**Problem to solve:**
Copy everything in the data below exactly except the pictures.

**Provided data:**
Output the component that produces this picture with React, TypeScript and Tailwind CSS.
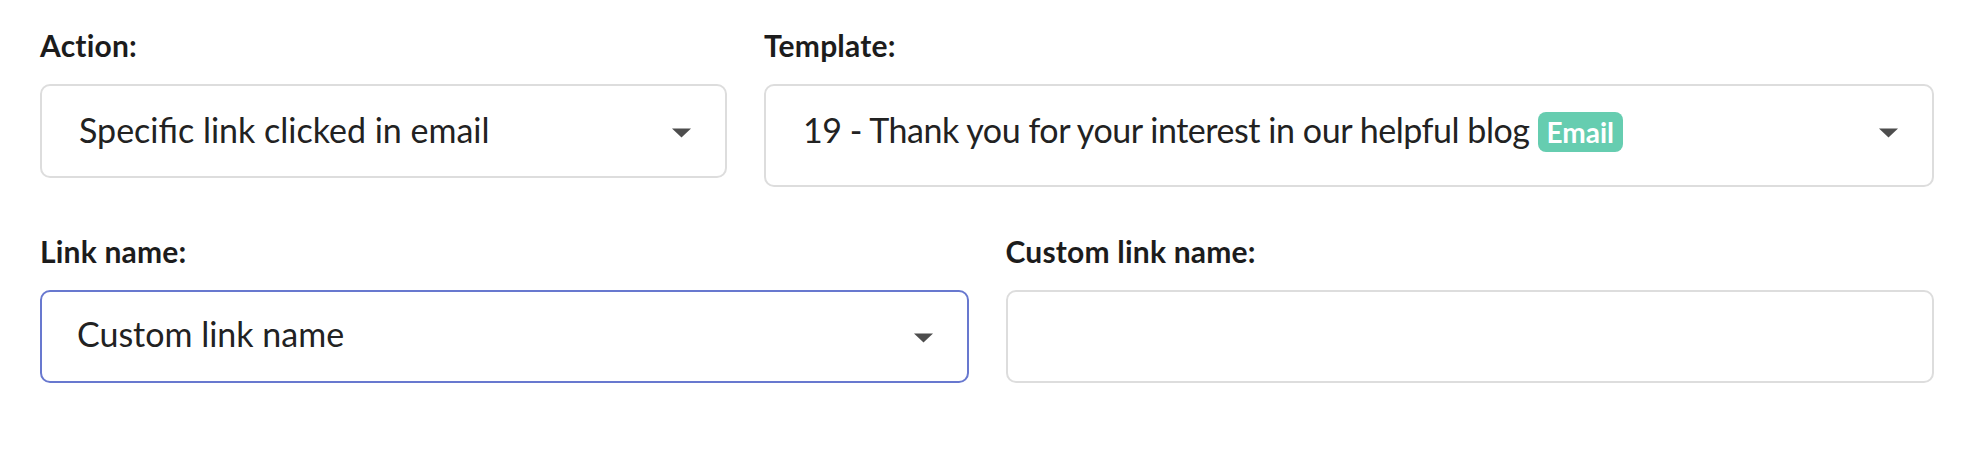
import React from 'react';

const font = { fontFamily: 'Lato, "Open Sans", sans-serif' };

function Caret() {
  return (
    <svg className="w-[19px] h-[10px] shrink-0" viewBox="0 0 19 10">
      <path d="M0 0.5h19L9.5 9.5z" fill="#4d4d4d" />
    </svg>
  );
}

function Label({ children }: { children: React.ReactNode }) {
  return (
    <div className="text-[30px] leading-[36px] font-bold text-[#1c1c1c] mb-[21px] tracking-[0.2px]">{children}</div>
  );
}

export default function App() {
  return (
    <div className="w-[1976px] h-[449px] bg-white pl-10 pr-[42px] pt-[27px]" style={font}>
      <div className="flex items-start gap-[37px]">
        <div className="w-[687px] shrink-0">
          <Label>Action:</Label>
          <div className="flex items-start border-2 border-[#dddddd] rounded-[10px] pl-[37px] pr-[34px] pt-5 pb-[22px]">
            <div className="flex-1 text-[34px] leading-[48px] text-[#222222]">Specific link clicked in email</div>
            <div className="mt-[22px]">
              <Caret />
            </div>
          </div>
        </div>
        <div className="flex-1">
          <Label>Template:</Label>
          <div className="flex items-start border-2 border-[#dddddd] rounded-[10px] pl-[37px] pr-[34px] pt-5 pb-[31px]">
            <div className="flex-1 text-[34px] leading-[48px] text-[#222222]">
              <span className="tracking-[-0.45px]">19 - Thank you for your interest in our helpful blog</span>
              <span className="inline-block ml-[8px] px-[9px] pt-[6px] pb-[6px] text-[28px] leading-[28px] font-bold text-white bg-[#66cdb0] rounded-[8px]">
                Email
              </span>
            </div>
            <div className="mt-[22px]">
              <Caret />
            </div>
          </div>
        </div>
      </div>

      <div className="grid grid-cols-2 gap-[37px] mt-[46px]">
        <div>
          <Label>Link name:</Label>
          <div className="flex items-start border-2 border-[#6878cf] rounded-[10px] pl-[35px] pr-[34px] pt-[18px] pb-[23px]">
            <div className="flex-1 text-[34px] leading-[48px] text-[#222222]">Custom link name</div>
            <div className="mt-[23px]">
              <Caret />
            </div>
          </div>
        </div>
        <div>
          <Label>Custom link name:</Label>
          <div className="border-2 border-[#dddddd] rounded-[10px] h-[93px]" />
        </div>
      </div>
    </div>
  );
}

**Solution to the exercise:**
Output the component that produces this picture with React, TypeScript and Tailwind CSS.
import React from 'react';

const font = { fontFamily: 'Lato, "Open Sans", sans-serif' };

function Caret() {
  return (
    <svg className="w-[19px] h-[10px] shrink-0" viewBox="0 0 19 10">
      <path d="M0 0.5h19L9.5 9.5z" fill="#4d4d4d" />
    </svg>
  );
}

function Label({ children }: { children: React.ReactNode }) {
  return (
    <div className="text-[30px] leading-[36px] font-bold text-[#1c1c1c] mb-[21px] tracking-[0.2px]">{children}</div>
  );
}

export default function App() {
  return (
    <div className="w-[1976px] h-[449px] bg-white pl-10 pr-[42px] pt-[27px]" style={font}>
      <div className="flex items-start gap-[37px]">
        <div className="w-[687px] shrink-0">
          <Label>Action:</Label>
          <div className="flex items-start border-2 border-[#dddddd] rounded-[10px] pl-[37px] pr-[34px] pt-5 pb-[22px]">
            <div className="flex-1 text-[34px] leading-[48px] text-[#222222]">Specific link clicked in email</div>
            <div className="mt-[22px]">
              <Caret />
            </div>
          </div>
        </div>
        <div className="flex-1">
          <Label>Template:</Label>
          <div className="flex items-start border-2 border-[#dddddd] rounded-[10px] pl-[37px] pr-[34px] pt-5 pb-[31px]">
            <div className="flex-1 text-[34px] leading-[48px] text-[#222222]">
              <span className="tracking-[-0.45px]">19 - Thank you for your interest in our helpful blog</span>
              <span className="inline-block ml-[8px] px-[9px] pt-[6px] pb-[6px] text-[28px] leading-[28px] font-bold text-white bg-[#66cdb0] rounded-[8px]">
                Email
              </span>
            </div>
            <div className="mt-[22px]">
              <Caret />
            </div>
          </div>
        </div>
      </div>

      <div className="grid grid-cols-2 gap-[37px] mt-[46px]">
        <div>
          <Label>Link name:</Label>
          <div className="flex items-start border-2 border-[#6878cf] rounded-[10px] pl-[35px] pr-[34px] pt-[18px] pb-[23px]">
            <div className="flex-1 text-[34px] leading-[48px] text-[#222222]">Custom link name</div>
            <div className="mt-[23px]">
              <Caret />
            </div>
          </div>
        </div>
        <div>
          <Label>Custom link name:</Label>
          <div className="border-2 border-[#dddddd] rounded-[10px] h-[93px]" />
        </div>
      </div>
    </div>
  );
}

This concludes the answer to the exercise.